The most ancient traditions invite us to bring about this inner conversion, and it is the initial stage of all spiritual teachings. Traditional African spiritualities (which are too quickly and very inaccurately described as ‘animist’) and Amerindian spiritualities echo the teachings of Hinduism, Buddhism and the revelations of the monotheisms: the metaphysical exists within the physical, the extraordinary lies hidden in the ordinary, the sacred haunts the profane, and meaning lies hidden in the essence of the elements. In her Weavings (1988), Esther de Waal notes that, in our technological age, we are capable of seeing ‘more’ but actually see ‘less’. Surface area is inversely proportional to depth: the Celtic spiritual traditions, she points out, integrate God, the sacred and the extraordinary into the most ordinary aspects of daily life. The English poet William Blake had the same intuition and tried to revolutionize the way we see things when he wrote: ‘To see a world in a grain of sand / And a heaven in a wild flower / Hold infinity in the palm of your hand / And eternity in an hour’. The French poet Baudelaire experienced the same revelation. The Flowers of Evil already displayed his interest in vision, but it was between the publication of that collection and Petits Poèmes en Prose (Little Prose Poems) that he realized that the poet must seek to extract the extraordinary from the ordinary. The alchemist of the word, who ‘extracts the quintessence from all things’ and turns ‘mud’ into ‘gold’, must change the way he sees things. For anyone with an uncommon vision, Beauty lies in what is common. Rainer Maria Rilke repeats the same truths about the spirituality of art: learning to look is one way of learning to love. Or perhaps it is the other way around. Perhaps learning to love teaches us to see better. Or perhaps both are true at the same time and in contradictory fashion, with both a tension and a harmony between them. The French poet Eluard argued that we have to love in order to understand, but that truth does not exclude the possibility that we may have to understand in order to love. When it comes to love, Aristotle’s logic is probably incomplete or relative: two conflicting theses can be true at the same time, for the same person.

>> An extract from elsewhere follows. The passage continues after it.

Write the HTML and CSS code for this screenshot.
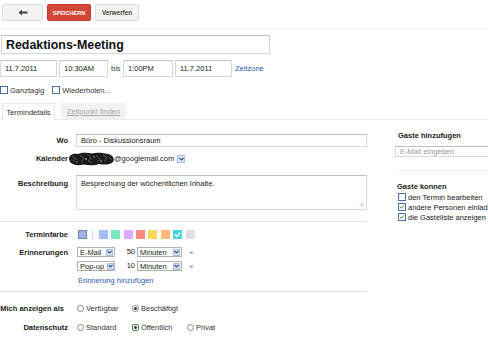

 It is with this gaze from within that we should observe the women and men around us. We should learn to love, and learn to look; learn to look and learn to love. Going beyond appearances, roles and functions, and familiarizing ourselves with the inner horizons of those we love out of habit, or because our drives or a sudden flash of desire make us love them. We must rediscover the paths of wonderment, and try to find something original, extraordinary and new, not ‘in the depths of the unknown’ (Baudelaire) or in the ‘latest model’, but in what we know best and what is most naturally in front of our eyes. Transform the presence of beings into landscapes we have yet to discover, and the elements that constitute them into signs. Rather than multiplying things in a quantitative sense, make their qualities denser: this is the exact opposite of consumerism in love, as it is in friendship, and as it is in our relationship with technological progress. A different gaze at oneself a different gaze at you. Observe our mother, father, children and those around us with the particular attentiveness of the love that goes in search of the extraordinary miracle of presence, the gift of the heart and the singularity that is ‘you’. ‘Thank’ God, the cosmos, Nature and ‘the other’ who created us, in their mirror, with their presence and through their gaze. Look, love, thank . . . love, look, thank . . . thank, love, look . . . etc. Infinite combinations of love.

‘You’ are like no one else. My heart knows it, and my gaze proves it to you. As all hearts know, love needs proof. Learning to love those we love better is a constant spiritual exercise. Modern psychologies keep going back to the first truths that the world’s first spiritualities have already transmitted to us. ‘Love must be reinvented,’ said Rimbaud in his adolescent keenness and disappointment, but perhaps it just has to be rediscovered. Taking time, standing back, pondering, evaluating and setting out: love is like the spiritual quest because it is a quest for meaning and wellbeing. It is up to every one of us to discover the extraordinary that lies hidden in the heart of the all too ordinary presences in our daily lives. A character trait, an emotion, a smile, an expression, a look, a feeling, a wound, a silence or an absence: everything speaks to those who know how to listen. Listen without passing judgement, or rather judge that there is nothing on which to pass judgement. To judge is human, and to judge is to love. Suspending one’s judgement is a better way of loving . . . and to love, in spite of judgement, is truly to love.